Martabat manusia sangat dijaga dalam Islam. Pelecehan verbal yang terjadi di metaverse
dapat merusak martabat dan reputasi korban. Prinsip ini menuntut perlindungan
dari penghinaan atau cercaan. Bersamaan
dengan itu, prinsip ini juga menegaskan bahwa penghinaan atau
merendahkan orang lain termasuk bentuk pelanggaran nilai-nilai Islam.
Dalam hal ini, upaya pencegahan dapat dilakukan dengan
penerapan kebijakan pengawasan, sehingga mampu mendeteksi ujaran kebencian atau
kata-kata kasar. Oleh karena itu, Pengguna metaverse sebagai perpanjangan dari
individu yang memiliki tanggung jawab moral, seharusnya berhati-hati dalam
setiap interaksi; menjaga komunikasi yang konstruktif dan positif, serta
menghindari ujaran kebencian yang dapat mencederai kehormatan orang lain.
Dalam interaksi sehari-hari di metaverse, nilai-nilai seperti kejujuran, saling menghormati, dan
menjaga kehormatan orang lain harus tetap dipegang. Sebagai contoh tidak
menggunakan bahasa kasar dan tidak menyebarkan informasi bohong, serta
menghormati privasi orang lain merupakan implementasi langsung dari prinsip maqashid syariah.
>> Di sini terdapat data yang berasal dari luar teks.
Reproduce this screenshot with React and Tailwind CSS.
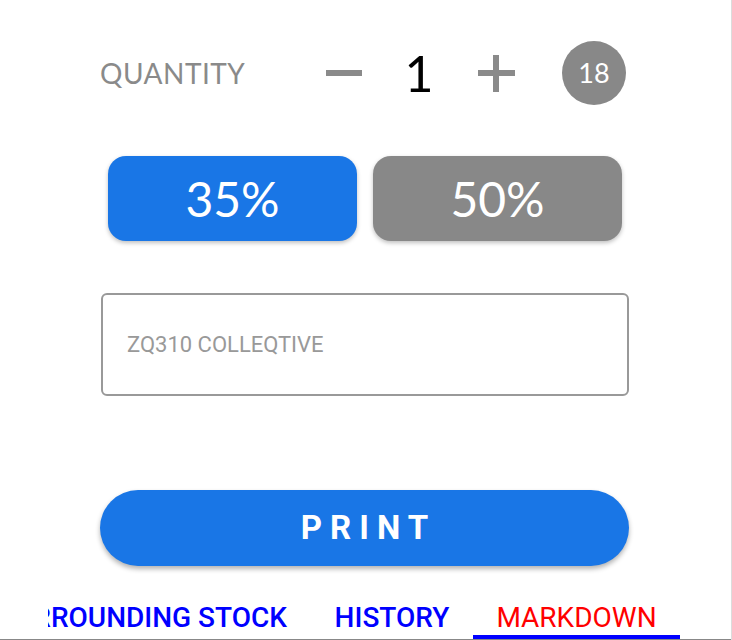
import React, { useState } from "react";

const avenir = { fontFamily: "Lato, 'Open Sans', sans-serif" };
const roboto = { fontFamily: "Roboto, 'Liberation Sans', sans-serif" };

export default function App() {
  const [qty, setQty] = useState(1);
  const [pct, setPct] = useState(35);
  const [tab, setTab] = useState("markdown");

  return (
    <div className="w-[732px] h-[640px] bg-white flex flex-col border-r border-[#dcdcdc] overflow-hidden">
      {/* Quantity row */}
      <div className="h-[146px] flex items-start pt-[41px]">
        <div className="flex items-center h-[64px] w-full">
          <div className="w-[100px]" />
          <span className="text-[28px] text-[#8a8a8a] tracking-[0.5px] w-[217px]" style={avenir}>QUANTITY</span>
          <button onClick={() => setQty(Math.max(1, qty - 1))} className="w-[54px] h-[64px] flex items-center justify-center">
            <span className="block w-[36px] h-[6px] bg-[#8a8a8a]" />
          </button>
          <span className="w-[96px] text-center text-[50px] text-black leading-none" style={avenir}>{qty}</span>
          <button onClick={() => setQty(qty + 1)} className="ml-[10px] w-[38px] h-[64px] flex items-center justify-center relative">
            <span className="absolute w-[37px] h-[6px] bg-[#8a8a8a]" />
            <span className="absolute w-[6px] h-[37px] bg-[#8a8a8a]" />
          </button>
          <div className="ml-[47px] w-[64px] h-[64px] rounded-full bg-[#888888] flex items-center justify-center text-white text-[27px]" style={avenir}>18</div>
        </div>
      </div>

      {/* Percentage buttons */}
      <div className="flex gap-[16px] pl-[108px] h-[147px] items-start pt-[10px]">
        {[35, 50].map((p) => (
          <button
            key={p}
            onClick={() => setPct(p)}
            className={`w-[249px] h-[85px] rounded-[18px] text-white text-[48px] shadow-[0_2px_4px_rgba(0,0,0,0.25)] ${pct === p ? "bg-[#1976e6]" : "bg-[#888888]"}`}
            style={avenir}
          >
            {p}%
          </button>
        ))}
      </div>

      {/* Input */}
      <div className="pl-[101px] h-[197px]">
        <div className="w-[528px] h-[103px] border-2 border-[#999999] rounded-[6px] flex items-center pl-[24px]">
          <span className="text-[22px] text-[#999999]" style={roboto}>ZQ310 COLLEQTIVE</span>
        </div>
      </div>

      {/* Print */}
      <div className="pl-[100px] h-[105px]">
        <button className="w-[529px] h-[76px] rounded-full bg-[#1976e6] text-white text-[33px] font-bold tracking-[8px] pl-[8px] shadow-[0_3px_5px_rgba(0,0,0,0.3)]" style={roboto}>
          PRINT
        </button>
      </div>

      {/* Tabs */}
      <div className="flex-1 flex items-stretch border-b border-[#888888] overflow-hidden" style={roboto}>
        <div className="w-[48px] shrink-0" />
        <button onClick={() => setTab("stock")} className="w-[263px] shrink-0 flex justify-end items-center pt-[2px] pr-[24px] overflow-hidden">
          <span className="whitespace-nowrap text-[28px] font-medium text-[#0000ff]">SURROUNDING STOCK</span>
        </button>
        <button onClick={() => setTab("history")} className="w-[162px] shrink-0 flex justify-center items-center pt-[2px]">
          <span className="text-[28px] font-medium text-[#0000ff]">HISTORY</span>
        </button>
        <button onClick={() => setTab("markdown")} className={`w-[207px] shrink-0 flex justify-center items-center pt-[6px] border-b-[4px] ${tab === "markdown" ? "border-[#0000ff]" : "border-transparent"}`}>
          <span className="text-[28px] text-[#ff0000]">MARKDOWN</span>
        </button>
      </div>
    </div>
  );
}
Dengan demikian, pengguna metaverse dapat
menciptakan lingkungan interaksi yang aman dan bermartabat. Disamping itu
pengguna dunia digital tidak hanya penting untuk menjaga keharmonisan sosial,
tetapi juga menjadi bagian dari tanggung jawab moral seseorang dalam menjaga
adab dan nilai-nilai kemanusiaan.
Untuk mengatasi pelecehan verbal di dunia digital, platform metaverse dapat merancang
kebijakan dan sistem pengawasan yang didasarkan pada prinsip-prinsip syariah.
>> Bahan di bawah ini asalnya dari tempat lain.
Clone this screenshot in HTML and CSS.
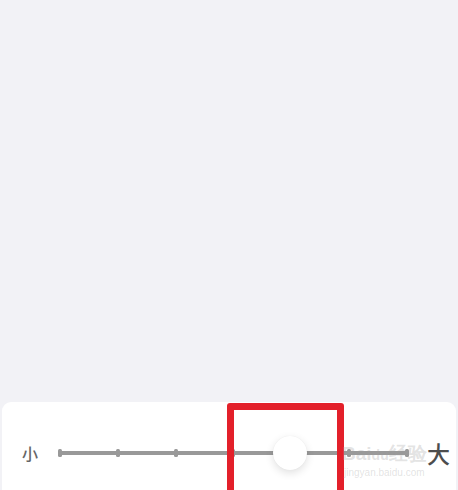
FILE: index.html
```html
<!DOCTYPE html>
<html lang="zh">
<head>
<meta charset="utf-8">
<title>字体大小</title>
<link rel="stylesheet" href="styles.css">
</head>
<body>
<div class="screen">
  <div class="preview"></div>
  <div class="panel">
    <div class="size-row">
      <span class="label small">小</span>
      <div class="track">
        <span class="tick"></span>
        <span class="tick"></span>
        <span class="tick"></span>
        <span class="tick"></span>
        <span class="tick"></span>
        <span class="tick"></span>
        <span class="tick"></span>
        <span class="thumb"></span>
      </div>
      <span class="label large">大</span>
    </div>
  </div>
  <div class="highlight"></div>
  <div class="watermark">
    <span class="wm-brand">Bai<span class="wm-paw">du</span>经验</span>
    <span class="wm-url">jingyan.baidu.com</span>
  </div>
</div>
</body>
</html>
```
FILE: styles.css
```css
* { box-sizing: border-box; }

html, body {
  margin: 0;
  padding: 0;
}

body {
  background: #f2f2f6;
  font-family: "Noto Sans CJK SC", "Noto Sans", sans-serif;
}

.screen {
  position: relative;
  width: 458px;
  height: 490px;
  display: flex;
  flex-direction: column;
  overflow: hidden;
}

.preview {
  height: 402px;
  flex: none;
}

.panel {
  flex: 1;
  margin: 0 2px;
  background: #ffffff;
  border-radius: 9px 9px 0 0;
  padding: 34px 6px 0 20px;
}

.size-row {
  display: flex;
  align-items: center;
  height: 34px;
}

.label {
  color: #666666;
  line-height: 1;
  font-weight: 500;
}

.label.small {
  font-size: 16px;
  width: 16px;
  margin-right: 20px;
}

.label.large {
  font-size: 23px;
  color: #4d4d4d;
  margin-left: 18px;
}

/* slider rail with evenly spaced stops */
.track {
  position: relative;
  width: 352px;
  height: 8px;
  display: flex;
  justify-content: space-between;
  align-items: center;
  background: linear-gradient(#999999, #999999) center / 100% 4px no-repeat;
}

.tick {
  width: 4px;
  height: 8px;
  border-radius: 1.5px;
  background: #999999;
}

.thumb {
  position: absolute;
  left: 215px;
  top: 50%;
  width: 34px;
  height: 34px;
  margin-top: -17px;
  border-radius: 50%;
  background: #ffffff;
  box-shadow: 0 3px 8px rgba(0, 0, 0, 0.12), 0 0 1px rgba(0, 0, 0, 0.08);
}

.highlight {
  position: absolute;
  left: 227px;
  top: 403px;
  width: 117px;
  height: 110px;
  border: 7px solid #e3202a;
  border-radius: 3px;
}

.watermark {
  position: absolute;
  left: 342px;
  top: 443px;
  display: flex;
  flex-direction: column;
  color: rgba(160, 160, 160, 0.3);
  pointer-events: none;
}

.wm-brand {
  font-family: "Liberation Sans", Arial, sans-serif;
  font-size: 19px;
  font-weight: bold;
  line-height: 22px;
}

.wm-paw {
  font-size: 14px;
}

.wm-url {
  font-family: "Liberation Sans", Arial, sans-serif;
  font-size: 10px;
  line-height: 13px;
  margin-left: 2px;
}
```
Misalnya pengelola platform dapat
memperkenalkan sistem auto monitoring yang mampu mendeteksi ujaran kebencian,
kata-kata kasar, atau tindakan yang merendahkan martabat orang lain.
Misalnya adanya fitur pelaporan pelecehan
verbal oleh pengguna yang dapat menjadi bagian dari pengawasan berbasis syariah.
Jika pengguna menemukan tindakan pelecehan, mereka dapat melaporkannya untuk
ditindaklanjuti.
Dengan demikian, penerapan maqashid syariah dalam
dunia metaverse tidak hanya menekankan perlindungan terhadap individu
dari pelecehan verbal, tetapi juga mengarah pada pembentukan lingkungan digital
yang etis dan menghormati setiap manusia.